## Written exercise
Repeat the data below exactly, dropping any pictures it holds.
#### Raw data
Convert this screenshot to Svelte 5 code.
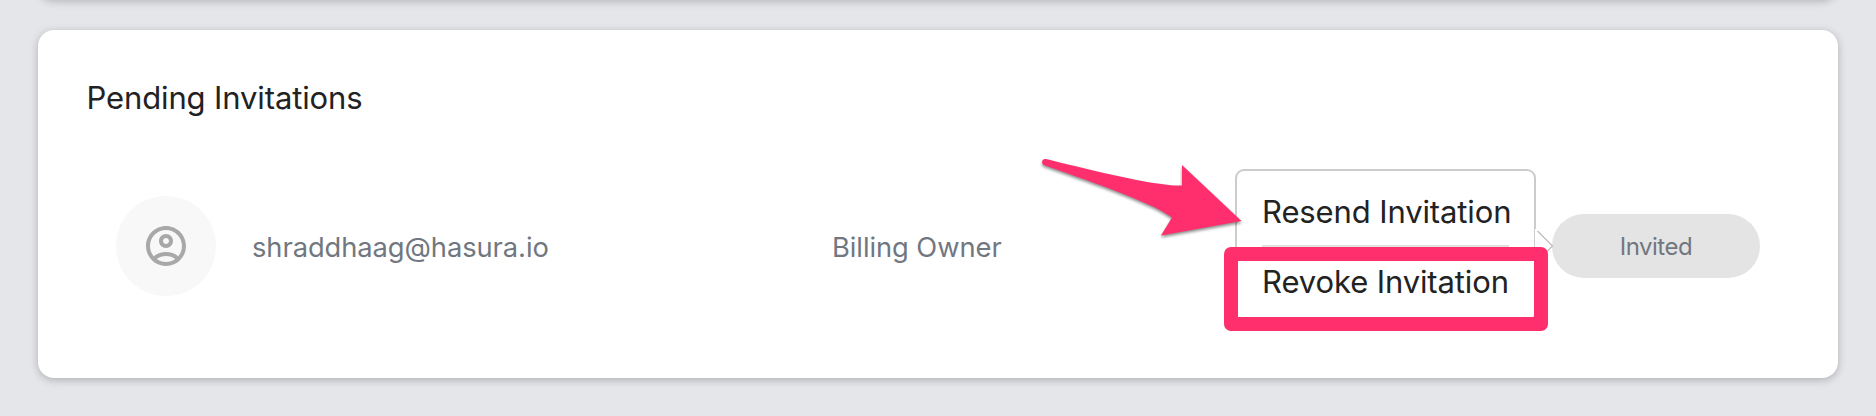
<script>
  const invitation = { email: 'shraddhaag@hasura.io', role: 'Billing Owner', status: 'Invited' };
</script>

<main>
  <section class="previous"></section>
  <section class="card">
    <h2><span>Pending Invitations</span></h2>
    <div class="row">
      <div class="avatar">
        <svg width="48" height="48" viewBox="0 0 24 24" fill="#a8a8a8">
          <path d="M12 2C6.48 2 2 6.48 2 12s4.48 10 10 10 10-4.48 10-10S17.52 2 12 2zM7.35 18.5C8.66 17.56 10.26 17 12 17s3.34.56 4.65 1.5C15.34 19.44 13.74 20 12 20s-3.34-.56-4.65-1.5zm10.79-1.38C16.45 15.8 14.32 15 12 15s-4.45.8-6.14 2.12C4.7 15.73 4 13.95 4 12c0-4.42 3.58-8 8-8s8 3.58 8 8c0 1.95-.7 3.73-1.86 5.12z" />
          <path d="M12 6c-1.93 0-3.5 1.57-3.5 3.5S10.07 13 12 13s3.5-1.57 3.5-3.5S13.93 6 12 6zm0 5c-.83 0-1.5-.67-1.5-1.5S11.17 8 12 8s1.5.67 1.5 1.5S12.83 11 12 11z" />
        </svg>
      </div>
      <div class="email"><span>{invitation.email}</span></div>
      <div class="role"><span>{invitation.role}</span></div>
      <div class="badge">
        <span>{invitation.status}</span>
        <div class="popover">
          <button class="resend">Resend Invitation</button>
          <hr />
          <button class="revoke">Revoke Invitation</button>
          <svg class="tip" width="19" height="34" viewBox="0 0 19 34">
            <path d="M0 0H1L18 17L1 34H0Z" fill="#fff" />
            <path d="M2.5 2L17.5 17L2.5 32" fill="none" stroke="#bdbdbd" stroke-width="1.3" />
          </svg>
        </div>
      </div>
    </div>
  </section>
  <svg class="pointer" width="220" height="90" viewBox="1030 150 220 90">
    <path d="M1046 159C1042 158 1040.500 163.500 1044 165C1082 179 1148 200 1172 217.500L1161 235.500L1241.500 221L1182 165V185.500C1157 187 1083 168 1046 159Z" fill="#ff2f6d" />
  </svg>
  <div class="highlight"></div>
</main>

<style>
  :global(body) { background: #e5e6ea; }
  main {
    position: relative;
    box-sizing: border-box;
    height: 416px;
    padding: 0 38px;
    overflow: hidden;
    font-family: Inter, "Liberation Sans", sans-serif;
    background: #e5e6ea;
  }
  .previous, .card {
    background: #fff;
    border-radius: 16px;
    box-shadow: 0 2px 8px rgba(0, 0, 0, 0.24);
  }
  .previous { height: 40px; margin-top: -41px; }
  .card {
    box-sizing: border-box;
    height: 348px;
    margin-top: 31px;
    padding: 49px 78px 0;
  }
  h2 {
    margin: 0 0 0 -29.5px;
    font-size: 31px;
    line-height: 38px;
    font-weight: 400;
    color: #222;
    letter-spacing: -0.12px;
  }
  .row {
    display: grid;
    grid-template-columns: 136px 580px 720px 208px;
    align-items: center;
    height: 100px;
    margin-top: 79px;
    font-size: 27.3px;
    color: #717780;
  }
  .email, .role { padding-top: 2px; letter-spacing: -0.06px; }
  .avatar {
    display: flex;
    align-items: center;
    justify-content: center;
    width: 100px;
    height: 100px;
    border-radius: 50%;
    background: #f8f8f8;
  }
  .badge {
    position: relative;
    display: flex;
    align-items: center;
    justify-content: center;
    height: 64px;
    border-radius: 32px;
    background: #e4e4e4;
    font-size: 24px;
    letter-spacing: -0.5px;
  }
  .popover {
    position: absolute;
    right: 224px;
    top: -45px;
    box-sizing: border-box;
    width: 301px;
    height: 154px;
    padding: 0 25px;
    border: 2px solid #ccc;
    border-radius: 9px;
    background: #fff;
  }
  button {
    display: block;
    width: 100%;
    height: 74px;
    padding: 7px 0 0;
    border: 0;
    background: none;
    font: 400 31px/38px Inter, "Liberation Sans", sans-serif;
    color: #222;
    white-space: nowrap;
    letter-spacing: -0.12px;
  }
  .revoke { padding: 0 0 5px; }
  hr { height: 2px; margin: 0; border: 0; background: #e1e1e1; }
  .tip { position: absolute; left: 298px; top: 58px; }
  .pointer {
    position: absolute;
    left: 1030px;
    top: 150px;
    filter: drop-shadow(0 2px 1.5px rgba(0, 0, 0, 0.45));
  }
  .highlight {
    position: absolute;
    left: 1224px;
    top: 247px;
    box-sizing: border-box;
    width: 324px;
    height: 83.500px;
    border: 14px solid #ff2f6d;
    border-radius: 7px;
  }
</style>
########
## Output
Convert this screenshot to Svelte 5 code.
<script>
  const invitation = { email: 'shraddhaag@hasura.io', role: 'Billing Owner', status: 'Invited' };
</script>

<main>
  <section class="previous"></section>
  <section class="card">
    <h2><span>Pending Invitations</span></h2>
    <div class="row">
      <div class="avatar">
        <svg width="48" height="48" viewBox="0 0 24 24" fill="#a8a8a8">
          <path d="M12 2C6.48 2 2 6.48 2 12s4.48 10 10 10 10-4.48 10-10S17.52 2 12 2zM7.35 18.5C8.66 17.56 10.26 17 12 17s3.34.56 4.65 1.5C15.34 19.44 13.74 20 12 20s-3.34-.56-4.65-1.5zm10.79-1.38C16.45 15.8 14.32 15 12 15s-4.45.8-6.14 2.12C4.7 15.73 4 13.95 4 12c0-4.42 3.58-8 8-8s8 3.58 8 8c0 1.95-.7 3.73-1.86 5.12z" />
          <path d="M12 6c-1.93 0-3.5 1.57-3.5 3.5S10.07 13 12 13s3.5-1.57 3.5-3.5S13.93 6 12 6zm0 5c-.83 0-1.5-.67-1.5-1.5S11.17 8 12 8s1.5.67 1.5 1.5S12.83 11 12 11z" />
        </svg>
      </div>
      <div class="email"><span>{invitation.email}</span></div>
      <div class="role"><span>{invitation.role}</span></div>
      <div class="badge">
        <span>{invitation.status}</span>
        <div class="popover">
          <button class="resend">Resend Invitation</button>
          <hr />
          <button class="revoke">Revoke Invitation</button>
          <svg class="tip" width="19" height="34" viewBox="0 0 19 34">
            <path d="M0 0H1L18 17L1 34H0Z" fill="#fff" />
            <path d="M2.5 2L17.5 17L2.5 32" fill="none" stroke="#bdbdbd" stroke-width="1.3" />
          </svg>
        </div>
      </div>
    </div>
  </section>
  <svg class="pointer" width="220" height="90" viewBox="1030 150 220 90">
    <path d="M1046 159C1042 158 1040.500 163.500 1044 165C1082 179 1148 200 1172 217.500L1161 235.500L1241.500 221L1182 165V185.500C1157 187 1083 168 1046 159Z" fill="#ff2f6d" />
  </svg>
  <div class="highlight"></div>
</main>

<style>
  :global(body) { background: #e5e6ea; }
  main {
    position: relative;
    box-sizing: border-box;
    height: 416px;
    padding: 0 38px;
    overflow: hidden;
    font-family: Inter, "Liberation Sans", sans-serif;
    background: #e5e6ea;
  }
  .previous, .card {
    background: #fff;
    border-radius: 16px;
    box-shadow: 0 2px 8px rgba(0, 0, 0, 0.24);
  }
  .previous { height: 40px; margin-top: -41px; }
  .card {
    box-sizing: border-box;
    height: 348px;
    margin-top: 31px;
    padding: 49px 78px 0;
  }
  h2 {
    margin: 0 0 0 -29.5px;
    font-size: 31px;
    line-height: 38px;
    font-weight: 400;
    color: #222;
    letter-spacing: -0.12px;
  }
  .row {
    display: grid;
    grid-template-columns: 136px 580px 720px 208px;
    align-items: center;
    height: 100px;
    margin-top: 79px;
    font-size: 27.3px;
    color: #717780;
  }
  .email, .role { padding-top: 2px; letter-spacing: -0.06px; }
  .avatar {
    display: flex;
    align-items: center;
    justify-content: center;
    width: 100px;
    height: 100px;
    border-radius: 50%;
    background: #f8f8f8;
  }
  .badge {
    position: relative;
    display: flex;
    align-items: center;
    justify-content: center;
    height: 64px;
    border-radius: 32px;
    background: #e4e4e4;
    font-size: 24px;
    letter-spacing: -0.5px;
  }
  .popover {
    position: absolute;
    right: 224px;
    top: -45px;
    box-sizing: border-box;
    width: 301px;
    height: 154px;
    padding: 0 25px;
    border: 2px solid #ccc;
    border-radius: 9px;
    background: #fff;
  }
  button {
    display: block;
    width: 100%;
    height: 74px;
    padding: 7px 0 0;
    border: 0;
    background: none;
    font: 400 31px/38px Inter, "Liberation Sans", sans-serif;
    color: #222;
    white-space: nowrap;
    letter-spacing: -0.12px;
  }
  .revoke { padding: 0 0 5px; }
  hr { height: 2px; margin: 0; border: 0; background: #e1e1e1; }
  .tip { position: absolute; left: 298px; top: 58px; }
  .pointer {
    position: absolute;
    left: 1030px;
    top: 150px;
    filter: drop-shadow(0 2px 1.5px rgba(0, 0, 0, 0.45));
  }
  .highlight {
    position: absolute;
    left: 1224px;
    top: 247px;
    box-sizing: border-box;
    width: 324px;
    height: 83.500px;
    border: 14px solid #ff2f6d;
    border-radius: 7px;
  }
</style>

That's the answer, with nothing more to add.